There is, however, a problem.

Tango in 1913 Buenos Aires was the domain of men, and men alone. The only women involved were those who worked in the many boliche cafes and bordellos of Buenos Aires, and the duties of those women had little to do with music. The very idea of a woman playing tango was ridiculous to the men. Women were incapable of doing so, it was thought. There was no place for them on the street corner or in the café. The first requirement for any tango musician was that he be a man.

Leda comes to understand this quickly. Despite her very conservative Catholic upbringing in Italy, her complete isolation in Buenos Aires, her worries about what her family would say and the considerable physical danger that could lay waiting for her, she decides upon a change. Wrapping her breasts to diminish their presence, getting her hair cut in the style of a man, and dressing in her deceased husband's clothes, Leda leaves the conventillo and takes to the Buenos Aires streets, now calling herself Dante, after her deceased husband. She does so with violin in hand.

Leda remains so disguised for the rest of the novel, and she becomes remarkably well known as a musician. Working at first in the poorest of little boliches, she hones her talent until she becomes one of the best tango violinists on the Buenos Aires scene. But she does so as a man, and the disguise -- and what it teaches her about the privileges that men enjoy that are forbidden to women -- becomes the very vehicle for her rise to tango eminence.

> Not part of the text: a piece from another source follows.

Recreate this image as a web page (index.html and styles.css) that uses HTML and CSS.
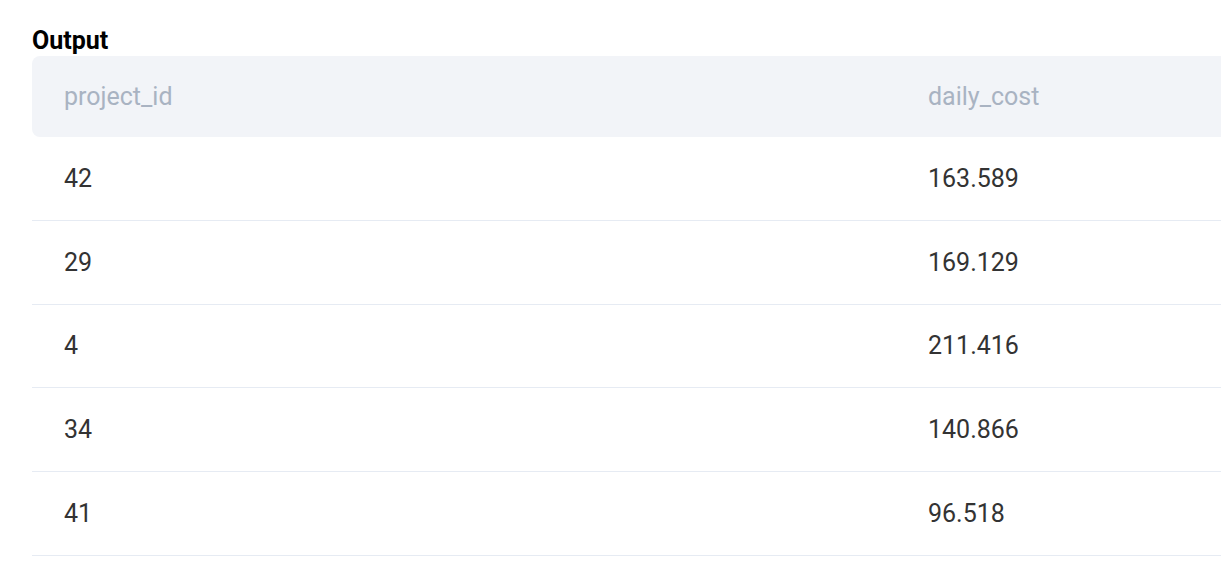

Women are fascinated by this strange fellow Dante, and during her first years as a man, Dante becomes involved with a few of them. Suddenly, a new kind of heart is opened in her, and she finds avenues to affection with those women that surely, she thinks, must be sinful. But she cannot draw away from such affection because it also leads Dante to deep, compelling love. The way De Robertis presents the confusions that arise, for Dante and for her lovers, is one of the great innovations of this novel. De Robertis writes with considerable passion and beauty about the kinds of love that Dante finds and, of course, the kinds of sex that she finds. This novel contains some of the loveliest and most riveting writing about sensuality that I've ever encountered.

Dante's efforts to keep her secret are threatened numerous times through the book, and her close calls with possible discovery are all memorable.

For anyone who cares about tango, this novel is a fine addition to the history of that soulful music in its Rio de La Plata birthplace. It is also a sensuous, thoughtful and beautifully rendered look at the complications that can arise -- and the solutions that can be found -- when a woman is told that she cannot do something upon which her heart insists.